Go through the listing and set it down exactly, leaving out its pictures.

╔══

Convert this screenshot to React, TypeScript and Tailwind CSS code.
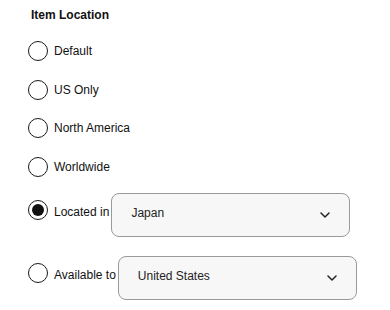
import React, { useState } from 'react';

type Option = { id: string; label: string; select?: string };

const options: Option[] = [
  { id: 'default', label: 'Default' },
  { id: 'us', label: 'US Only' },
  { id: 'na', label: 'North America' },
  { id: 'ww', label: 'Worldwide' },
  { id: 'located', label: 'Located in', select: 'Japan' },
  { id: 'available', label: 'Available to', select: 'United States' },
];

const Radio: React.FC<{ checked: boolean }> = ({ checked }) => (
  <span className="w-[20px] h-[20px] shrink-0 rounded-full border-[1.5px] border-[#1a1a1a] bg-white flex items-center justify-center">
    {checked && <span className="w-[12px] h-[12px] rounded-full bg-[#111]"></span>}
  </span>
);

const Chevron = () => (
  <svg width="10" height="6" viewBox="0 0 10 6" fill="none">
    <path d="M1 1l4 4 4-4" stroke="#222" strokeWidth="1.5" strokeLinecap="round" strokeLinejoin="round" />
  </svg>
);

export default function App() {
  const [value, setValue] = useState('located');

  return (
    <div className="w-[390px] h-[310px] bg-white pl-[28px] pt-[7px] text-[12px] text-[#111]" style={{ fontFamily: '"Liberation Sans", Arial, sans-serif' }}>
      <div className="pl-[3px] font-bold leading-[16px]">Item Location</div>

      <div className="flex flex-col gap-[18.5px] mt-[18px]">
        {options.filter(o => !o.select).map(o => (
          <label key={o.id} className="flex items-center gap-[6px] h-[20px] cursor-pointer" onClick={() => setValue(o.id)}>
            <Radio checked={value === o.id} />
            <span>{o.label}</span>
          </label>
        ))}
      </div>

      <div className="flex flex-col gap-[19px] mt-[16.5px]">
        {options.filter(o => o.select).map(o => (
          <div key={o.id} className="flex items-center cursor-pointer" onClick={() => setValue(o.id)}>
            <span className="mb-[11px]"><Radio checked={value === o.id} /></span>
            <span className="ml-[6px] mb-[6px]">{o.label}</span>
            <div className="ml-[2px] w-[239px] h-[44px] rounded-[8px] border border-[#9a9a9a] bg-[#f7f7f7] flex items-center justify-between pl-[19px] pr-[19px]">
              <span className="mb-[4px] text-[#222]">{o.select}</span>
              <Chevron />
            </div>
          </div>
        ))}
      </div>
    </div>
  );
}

╚══

RESPONSE TO THE TASK:
Convert this screenshot to React, TypeScript and Tailwind CSS code.
import React, { useState } from 'react';

type Option = { id: string; label: string; select?: string };

const options: Option[] = [
  { id: 'default', label: 'Default' },
  { id: 'us', label: 'US Only' },
  { id: 'na', label: 'North America' },
  { id: 'ww', label: 'Worldwide' },
  { id: 'located', label: 'Located in', select: 'Japan' },
  { id: 'available', label: 'Available to', select: 'United States' },
];

const Radio: React.FC<{ checked: boolean }> = ({ checked }) => (
  <span className="w-[20px] h-[20px] shrink-0 rounded-full border-[1.5px] border-[#1a1a1a] bg-white flex items-center justify-center">
    {checked && <span className="w-[12px] h-[12px] rounded-full bg-[#111]"></span>}
  </span>
);

const Chevron = () => (
  <svg width="10" height="6" viewBox="0 0 10 6" fill="none">
    <path d="M1 1l4 4 4-4" stroke="#222" strokeWidth="1.5" strokeLinecap="round" strokeLinejoin="round" />
  </svg>
);

export default function App() {
  const [value, setValue] = useState('located');

  return (
    <div className="w-[390px] h-[310px] bg-white pl-[28px] pt-[7px] text-[12px] text-[#111]" style={{ fontFamily: '"Liberation Sans", Arial, sans-serif' }}>
      <div className="pl-[3px] font-bold leading-[16px]">Item Location</div>

      <div className="flex flex-col gap-[18.5px] mt-[18px]">
        {options.filter(o => !o.select).map(o => (
          <label key={o.id} className="flex items-center gap-[6px] h-[20px] cursor-pointer" onClick={() => setValue(o.id)}>
            <Radio checked={value === o.id} />
            <span>{o.label}</span>
          </label>
        ))}
      </div>

      <div className="flex flex-col gap-[19px] mt-[16.5px]">
        {options.filter(o => o.select).map(o => (
          <div key={o.id} className="flex items-center cursor-pointer" onClick={() => setValue(o.id)}>
            <span className="mb-[11px]"><Radio checked={value === o.id} /></span>
            <span className="ml-[6px] mb-[6px]">{o.label}</span>
            <div className="ml-[2px] w-[239px] h-[44px] rounded-[8px] border border-[#9a9a9a] bg-[#f7f7f7] flex items-center justify-between pl-[19px] pr-[19px]">
              <span className="mb-[4px] text-[#222]">{o.select}</span>
              <Chevron />
            </div>
          </div>
        ))}
      </div>
    </div>
  );
}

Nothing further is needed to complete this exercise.